First, the government should actively expand the scale of smart city construction, expand the scope of smart city pilots, further promote the development process of smart cities, and further introduce relevant policies to support the construction of smart cities. In promoting the construction of smart cities, the use of “one city, one policy” should be tailored to local conditions to create a smart city program. For example, the eastern region of China benefits the most from policy; hence, smart city construction can be prioritised in the eastern region as a way to promote urban green development to a greater extent. At the same time, governments worldwide should also deepen cooperation and abandon the “fragmented, beggar-thy-neighbour” development model. Regional governments of smart city construction should promote their construction experience to support the digitalised intelligent construction of neighbouring cities, deepen cobusiness, coconstruction and sharing among resource elements, actively expand the positive spatial spillover effect brought by smart city construction, and jointly promote urban green development.

Second, major industries need to fully embrace the policy dividend and promote digital industrialisation and industrial digitisation. Traditional resource-intensive and labour-intensive industries must take full advantage of the smart economy and transformation opportunities to fully benefit from the industrial structure effect, thus creating more ecological and social benefits while promoting industrial upgrading. These actions will promote regional green development.

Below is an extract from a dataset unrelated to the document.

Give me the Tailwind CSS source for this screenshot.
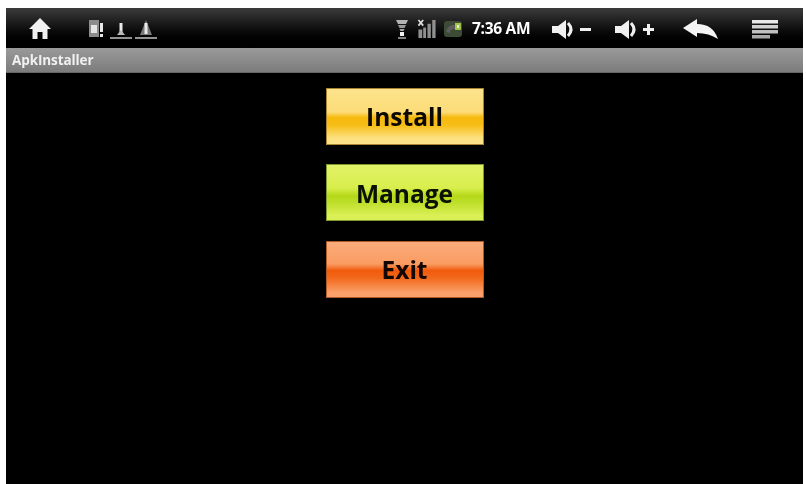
<!DOCTYPE html>
<html lang="en">
<head>
    <meta charset="UTF-8">
    <title>ApkInstaller</title>
    <script src="https://cdn.jsdelivr.net/npm/@tailwindcss/browser@4"></script>
</head>
<body class="bg-white w-[806px] h-[484px] overflow-hidden font-['Open_Sans',sans-serif]">
    <div class="ml-[6px] mt-[8px] w-[797px] h-[480px] bg-black flex flex-col blur-[0.7px]">
        <!-- status bar -->
        <div class="h-[40px] flex items-center text-white bg-gradient-to-b from-[#3c3c3c] via-[#111111] to-black">
            <svg class="ml-[22px] w-[24px] h-[24px]" viewBox="0 0 24 24" fill="#f0f0f0"><path d="M12 2 L23 13 H19.5 V23 H14.5 V16 H9.5 V23 H4.5 V13 H1 Z"/></svg>
            <div class="ml-[36px] mt-[2px] flex items-end gap-[3px] h-[20px]">
                <svg class="w-[16px] h-[20px] mr-[3px]" viewBox="0 0 16 20"><rect x="1" y="1" width="10" height="17" fill="#8c8c8c"/><rect x="3" y="6" width="6" height="8" fill="#e4e4e4"/><rect x="12" y="4" width="3" height="9" fill="#e8e8e8"/><rect x="12" y="15" width="3" height="3" fill="#e8e8e8"/></svg>
                <svg class="w-[22px] h-[20px]" viewBox="0 0 22 20"><path d="M11 4 V15" stroke="#e8e8e8" stroke-width="3"/><path d="M7 16 H15 L11 11 Z" fill="#bbbbbb"/><path d="M0 19 H22" stroke="#c4c4c4" stroke-width="1.5"/></svg>
                <svg class="w-[22px] h-[20px]" viewBox="0 0 22 20"><path d="M5 16 H17 L11 1 Z" fill="#777777"/><path d="M11 4 V15" stroke="#e8e8e8" stroke-width="3"/><path d="M0 19 H22" stroke="#c4c4c4" stroke-width="1.5"/></svg>
            </div>
            <div class="ml-auto mt-[2px] flex items-center">
                <svg class="w-[12px] h-[20px]" viewBox="0 0 12 20"><path d="M0 1 H12 L10 5 H2 Z" fill="#b4b4b4"/><path d="M2 6 H10 L8.5 9 H3.5 Z" fill="#9a9a9a"/><path d="M3.5 10 H8.5 L7.5 12 H4.5 Z" fill="#a8a8a8"/><rect x="4" y="13" width="4" height="4" fill="#f0f0f0"/><rect x="2" y="18" width="8" height="2" fill="#808080"/></svg>
                <svg class="ml-[9px] w-[20px] h-[20px]" viewBox="0 0 20 21"><path d="M1 1 L6 7 M6 1 L1 7" stroke="#e0e0e0" stroke-width="1.8"/><rect x="1" y="11" width="4" height="9" fill="#909090"/><rect x="6" y="9" width="3" height="11" fill="#909090"/><rect x="10.5" y="5" width="3.5" height="15" fill="#909090"/><rect x="15.5" y="1" width="3.5" height="19" fill="#909090"/></svg>
                <svg class="ml-[6px] w-[20px] h-[18px]" viewBox="0 0 18 18"><rect x="0" y="1" width="18" height="16" rx="3" fill="#3d4a35"/><path d="M2 12 Q3 6 9 5 H15 V9 H9 Q6 10 6 13 Z" fill="#5d5d5d"/><rect x="11" y="3" width="6" height="7" fill="#9fc24a"/><rect x="13" y="5" width="2" height="3" fill="#e8f0d0"/></svg>
                <span class="ml-[9px] w-[60px] text-[15.5px] font-bold whitespace-nowrap tracking-[-0.3px]">7:36 AM</span>
                <svg class="ml-[20px] w-[39px] h-[19px]" viewBox="0 0 39 19" fill="#f0f0f0"><path d="M0 6 H6 L14 0 V19 L6 13 H0 Z"/><path d="M16 3 Q22 9.5 16 16" fill="none" stroke="#f0f0f0" stroke-width="3"/><rect x="28" y="8" width="11" height="3"/></svg>
                <svg class="ml-[24px] w-[39px] h-[19px]" viewBox="0 0 39 19" fill="#f0f0f0"><path d="M0 6 H6 L14 0 V19 L6 13 H0 Z"/><path d="M16 3 Q22 9.5 16 16" fill="none" stroke="#f0f0f0" stroke-width="3"/><rect x="28" y="8" width="11" height="3"/><rect x="32" y="4" width="3" height="11"/></svg>
                <svg class="ml-[29px] w-[35px] h-[20px]" viewBox="0 0 35 20" fill="#f4f4f4"><path d="M0 9 L14 0 V5 Q30 5 35 20 Q26 14 14 14 V18 Z"/></svg>
                <svg class="ml-[34px] mr-[25px] w-[26px] h-[19px]" viewBox="0 0 26 19"><rect y="0" width="26" height="3.5" fill="#e8e8e8"/><rect y="5" width="26" height="3.5" fill="#d0d0d0"/><rect y="10" width="26" height="3.5" fill="#c0c0c0"/><rect y="15" width="18" height="3.5" fill="#a8a8a8"/></svg>
            </div>
        </div>
        <!-- title bar -->
        <div class="h-[25px] flex items-center pl-[6px] text-[13.5px] font-bold text-[#f0f0f0] tracking-[-0.1px] bg-gradient-to-b from-[#9a9a9a] to-[#7c7c7c] border-b border-[#666666]">ApkInstaller</div>
        <!-- buttons -->
        <div class="flex flex-col items-center pt-[15px]">
            <div class="w-[158px] h-[57px] pt-[2px] flex items-center justify-center text-[24.5px] font-bold text-[#0c0802] border border-[#a9852f] bg-[linear-gradient(to_bottom,#fce38c_0%,#fcdc78_42%,#f6b90c_52%,#f7be18_66%,#fddf7c_88%,#fce38c_100%)]">Install</div>
            <div class="mt-[19px] w-[158px] h-[57px] pt-[3px] flex items-center justify-center text-[24.5px] font-bold text-[#0a1204] border border-[#7f9a2c] bg-[linear-gradient(to_bottom,#e2f268_0%,#d8ee4c_42%,#b4d818_56%,#bede2a_68%,#daf056_92%,#daf056_100%)]">Manage</div>
            <div class="mt-[20px] w-[158px] h-[57px] pt-[2px] flex items-center justify-center text-[24.5px] font-bold text-[#140600] border border-[#b05a2a] bg-[linear-gradient(to_bottom,#fbac7c_0%,#fa9c62_40%,#f05a0c_52%,#f26a1c_66%,#faa06a_92%,#faa06a_100%)]">Exit</div>
        </div>
    </div>
</body>
</html>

Third, enterprises, universities and research institutes should continue to develop intelligence, digitalisation and informatization, improve research and development of pollution prevention technology and further promote the overflow of green technology and knowledge. They should encourage other enterprises to follow their example via the catfish effect and competition effect. Moreover, they should continue to support the spatial spillover effect, which allows the impact of green development to radiate to neighbouring areas, thus increasing urban green development.